We should pay attention to some southern areas like New Zealand and South Africa, where native plants have little competition strength (Dzikiti et al., 2013; Suckling, 2013; Ellender & Weyl, 2014; Nuñez & Dickie, 2014). The isolation of some regions has an effect on species invasion potential as a response to the historical patterns of plant distribution. Previous studies (Gimeno, Vila & Hulme, 2006; Sheppard, 2013) have shown that hat local processes (i.e. the biotic resistance of plant communities) are less important than large-scale phenomena (i.e. environmental driving forces), and climate factors are the main forces of plant invasion in New Zealand and South Africa (Gimeno, Vila & Hulme, 2006; Sheppard, 2013; Donaldson et al., 2014). Furthermore, weak competition ability of native plant species may enhance the role of climate factors on invasive plant expansion potential in southern areas (e.g. New Zealand and South Africa; Callaway & Aschehoug, 2000; Vila & Weiner, 2004; Dzikiti et al., 2013; Suckling, 2013; Ellender & Weyl, 2014). Therefore, climate factors play an important role on invasive plant expansion potential of ecoregions at global scales.

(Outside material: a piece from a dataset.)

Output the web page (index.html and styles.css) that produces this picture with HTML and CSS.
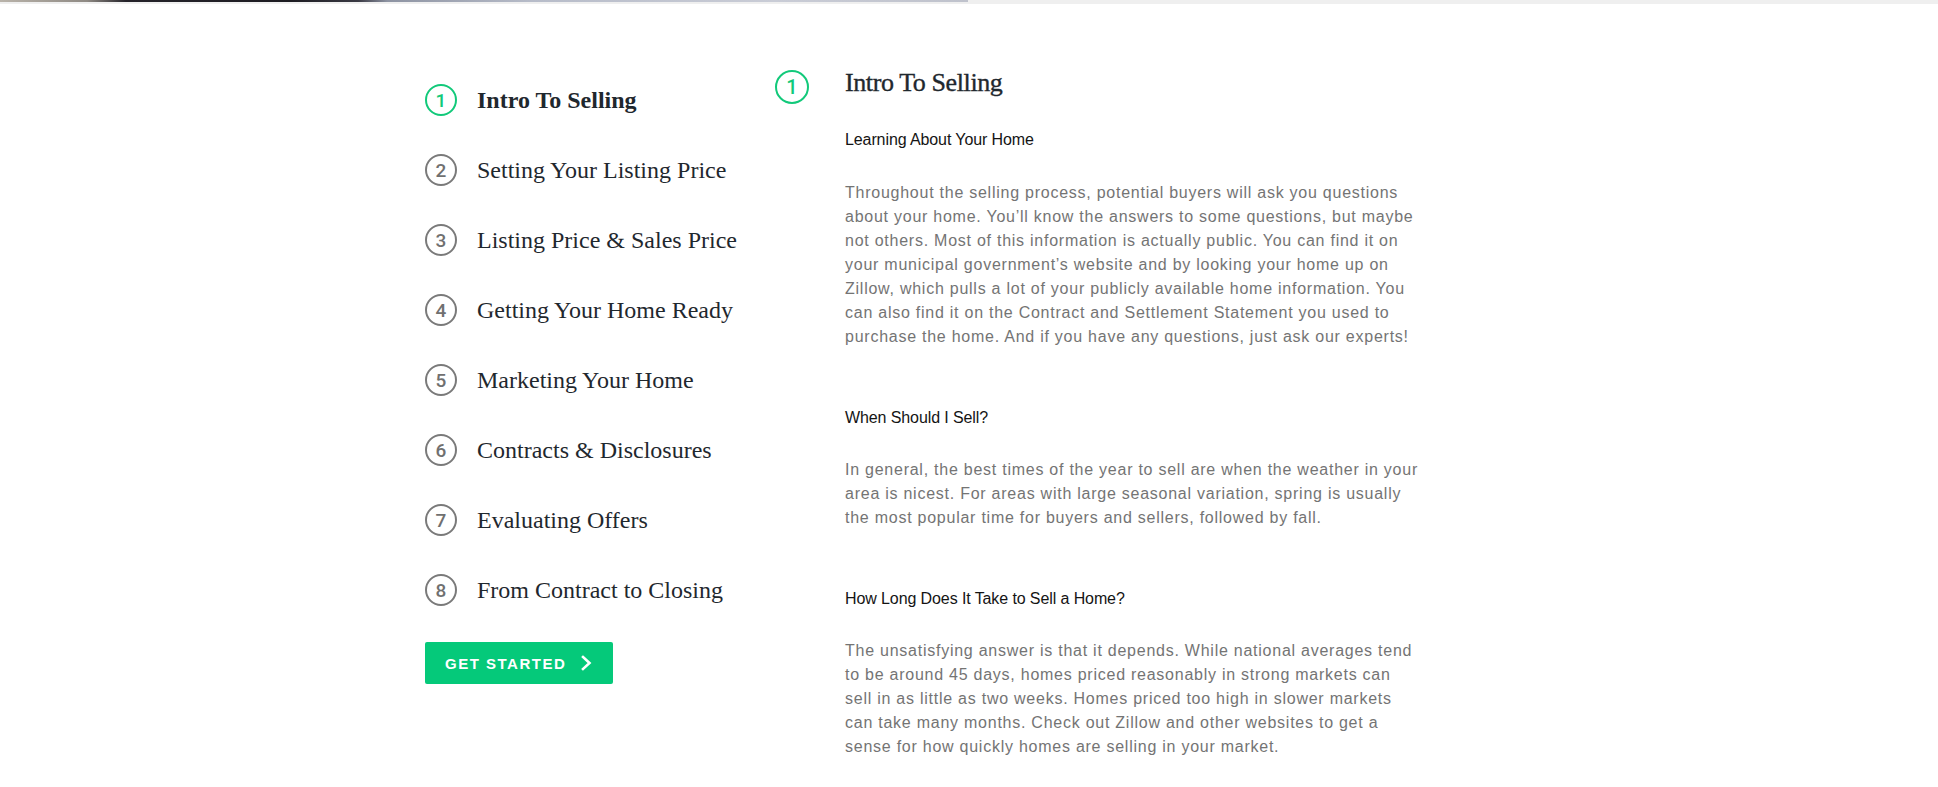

Implication for invasion management

Based on our results, we provide suggestions for invasion management under climate change. Monitoring strategies should be defined and utilised for climate change for IPS, particularly for aquatic plants, trees, and herbs in the biomes of coastal regions or high latitudes (Petitpierre et al., 2016; Wang, Wan & Zhang, 2017). In these ecoregions, climate change could result in a number of potential consequences for IPS in areas with a high invasion potential, such as changing transport and introduction mechanisms, establishment of new IPS in invaded regions, impact of existing IPS on invaded habitats, redistribution of existing IPS, and reduction in effectiveness of control strategies (Thuiller et al., 2005; Hellmann et al., 2008; Cronin et al., 2014; Early et al., 2016). Early et al. (2016) have shown that areas with high levels of poverty and low historical levels of invasion may be severely invaded by IPS. These consequences would result in a large potential for IPS to impact regional ecoregions worldwide. Hence, we need to design long-term management plans at the biome scale to create a mitigation strategy for the expansion of IPS in ecoregions due to climate change (Olson et al., 2001; Abell et al., 2008; Early et al., 2016). We should also develop policies to prevent intentional or accidental introduction or IPS dispersal worldwide (Powell, Chase & Knight, 2011; Kalusová et al., 2013). Considering forest and coastal biomes, we need to create a framework of adaptive management for forest and aquatic IPS under climate change (Kulhanek, Ricciardi & Leung, 2011; Donaldson et al., 2014; Bajer et al., 2016; Gillard et al., 2017). Furthermore, Early et al. (2016) have shown that plant invasion may be a current result of environmental change in economically developing regions. Hence, combined with our results, we need to attach importance to the improvement of early-warning monitoring schemes in the ecoregions with coastal or high latitudes in developing countries (Early et al., 2016; Petitpierre et al., 2016).

Furthermore, our results showed that large changes in temperature seasonality between current and future scenarios may lead to a high potential for IPS to expand in ecoregions (e.g. Montane Grasslands and Shrublands, Temperate Broadleaf and Mixed Forests, Temperate Conifer Forests, Tropical and Subtropical Coastal Rivers, and Temperate Coastal Rivers), indicating that we should include temperature seasonality features of ecoregions with high expansion potentials into early-warning monitoring schemes for invasion management. We also need to pay attention to the changes in annual mean temperature within ecoregions. Our results showed that the increasing annual mean temperature may result in a high expansion of IPS in terrestrial ecoregions at a large scale, but the effects of annual mean temperature on plant invasion may depend on the type of biome for freshwater ecoregions. Hence, we could propose detailed references on prevention and control of IPS expansion at a large scale and delineate the regions with a high risk of plant invasion around the world (Bradley, Wilcove & Oppenheimer, 2010; Van Kleunen et al., 2015; Fig. 4).

Finally, we need to determine the exchange pathways of IPS in ecoregions around the world and establish a monitoring network of geographic information for IPS expansion in ecoregions. Previous research has presented a comprehensive analysis of global accumulation and exchange pathways of IPS across continents and provided important references for the prevention of IPS expansion by human-mediated dispersal of species into new regions (Van Kleunen et al., 2015). Furthermore, climatic suitability coupled with human activities explains most of the variation in establishment for IPS across different continents (Kalusová et al., 2013; Donaldson et al., 2014; Feng et al., 2016). Combined with our assessment of the expansion potential of IPS across global ecoregions, we should integrate exchange pathways of IPS across native and invaded ranges into a global monitoring network for invasion risk under climate change. For example, A. mearnsii, native to Australia, could invade South Africa and cause ecological, economic, and social damage in invaded ranges (Le Maitre et al., 2002). Donaldson et al. (2014) proposed an approach to manage the invasion risk of A. mearnsii in South Africa by identifying the exchange pathways between Australia and South Africa. Hence, such determination of exchange pathways could be based on ecoregion scales due to climate change.